6. “Rock ’N’ Roll Damnation”
(Powerage, 1978)

It’s hard to get my head around the fact Mick Wall, the British rock writer and author of AC/DC: Hell Ain’t a Bad Place to Be, called this “a two-bit piece of head-bopping guff.” Not sure what track he was listening to when he wrote that -- maybe he was having a bad day -- but for me it’s one of the last of AC/DC’s classic boogie tracks and probably the best.

Mark Evans loves it almost as much as he loves “Highway to Hell". It has everything you want in an AC/DC song plus shakers, tambourines and handclaps, a real Motown touch that George Young and Harry Vanda brought to bear on the recording. They did something similar with the John Paul Young hit “Love Is in the Air”. Percussion was an underlying feature of many early AC/DC songs. This one really grooves. I never get tired of hearing it.

“Rock ’n’ Roll Damnation” was AC/DC’s first hit in the UK charts and a lot of the credit has to go to Michael Klenfner, best known as the fat guy with the moustache who stops Jake and Elwood backstage in the final reel of The Blues Brothers and offers them a recording contract. He was senior vice-president at Atlantic at the time, and insisted the band go back and record a radio-worthy single after they delivered the first cut of Powerage to New York.
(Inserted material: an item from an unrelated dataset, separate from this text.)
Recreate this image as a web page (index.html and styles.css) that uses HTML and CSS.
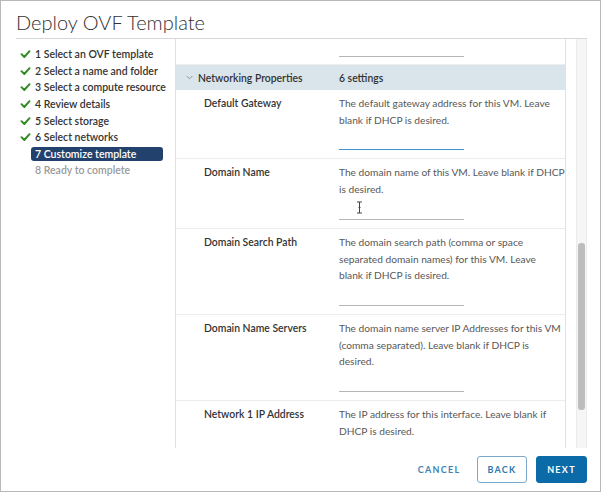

Michael was a real champion of AC/DC behind the scenes at Atlantic, and never got the recognition he was due while he was still alive (he passed away in 2009). He ended up having a falling out with Atlantic president Jerry Greenberg over the choice of producer for Highway to Hell and got fired. But it was Klenfner who arguably did more for the band than anyone else while they were at Atlantic. His story deserves to be known by the fans.